Stress Relieving – Forging, rolling, cold working, non-uniform cooling cause internal stresses in a metal. To remove or reduce these internal stresses created in a metal, stress relieving is done by heating a metal below the lower critical temperature, followed by uniform cooling.
Quenching – Heating of the alloy above critical temperature, holding it at that temperature for a specified period of time and cooling it in water, oil, salt bath or organic solvent, such that it cools rapidly is called quenching or hardening. This increases the hardness but deteriorates the toughness and increases the brittleness, making it unsuitable for machining. So, forged components are tempered after hardening.

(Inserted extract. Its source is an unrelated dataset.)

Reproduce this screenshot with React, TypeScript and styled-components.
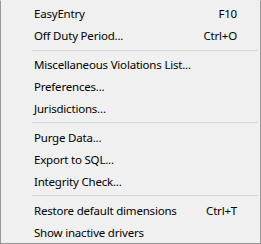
import React from 'react';
import styled, { createGlobalStyle } from 'styled-components';

const GlobalStyle = createGlobalStyle`
  html, body {
    margin: 0;
    padding: 0;
    background: #ffffff;
  }
`;

const Menu = styled.div`
  width: 261px;
  height: 244px;
  box-sizing: border-box;
  background: #f0f0f0;
  border: 1px solid #979797;
  border-top-color: #f0f0f0;
  padding: 2px 2px 0 2px;
  display: flex;
  flex-direction: column;
  font-family: "Noto Sans", "Open Sans", sans-serif;
  font-size: 11.5px;
  letter-spacing: -0.2px;
  color: #000000;
`;

const Item = styled.div`
  height: 22px;
  display: flex;
  align-items: center;
  padding: 0 21px 0 31px;
`;

const Label = styled.span`
  flex: 1;
  white-space: nowrap;
`;

const Shortcut = styled.span`
  white-space: nowrap;
`;

const Separator = styled.div`
  height: 7px;
  display: flex;
  align-items: center;
  padding-left: 29px;

  &::after {
    content: "";
    flex: 1;
    height: 1px;
    background: #d7d7d7;
  }
`;

type Entry = { label: string; shortcut?: string } | 'sep';

const entries: Entry[] = [
  { label: 'EasyEntry', shortcut: 'F10' },
  { label: 'Off Duty Period...', shortcut: 'Ctrl+O' },
  'sep',
  { label: 'Miscellaneous Violations List...' },
  { label: 'Preferences...' },
  { label: 'Jurisdictions...' },
  'sep',
  { label: 'Purge Data...' },
  { label: 'Export to SQL...' },
  { label: 'Integrity Check...' },
  'sep',
  { label: 'Restore default dimensions', shortcut: 'Ctrl+T' },
  { label: 'Show inactive drivers' },
];

export default function App() {
  return (
    <>
      <GlobalStyle />
      <Menu>
        {entries.map((e, i) =>
          e === 'sep' ? (
            <Separator key={i} />
          ) : (
            <Item key={i}>
              <Label>{e.label}</Label>
              {e.shortcut && <Shortcut>{e.shortcut}</Shortcut>}
            </Item>
          )
        )}
      </Menu>
    </>
  );
}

Tempering – Heating of alloy below the lower critical temperature (e.g., for steel, around 300ᵒC-450ᵒC) soaking it for a specified period of time and cooling it in air is called tempering. This reduces the brittleness and increases the ductility and toughness. Thus, making the forged components suitable for machinability and increasing their shock absorbance.

Precipitation Hardening – Strength and hardness of some metals can be improved by formation of second phase particles dispersed in the parent matrix. These new phase particles are called precipitates. These precipitates must be coherent to the parent matrix. These precipitates act as barriers to the dislocation motion, thus increasing the stresses required to overcome these barriers eventually hardening and strengthening the alloy.
Case Hardening – Some components require higher hardness at surfaces than at cores. For such components surface hardening is done which hardens only the surface/ case. This is done to improve the wear and tear resistance of the component. Usually automobile gears produced by forging are case hardened.



The above are the common heat treatment processes performed on forgings. The temperature and type of process may vary according to the component, composition and properties required.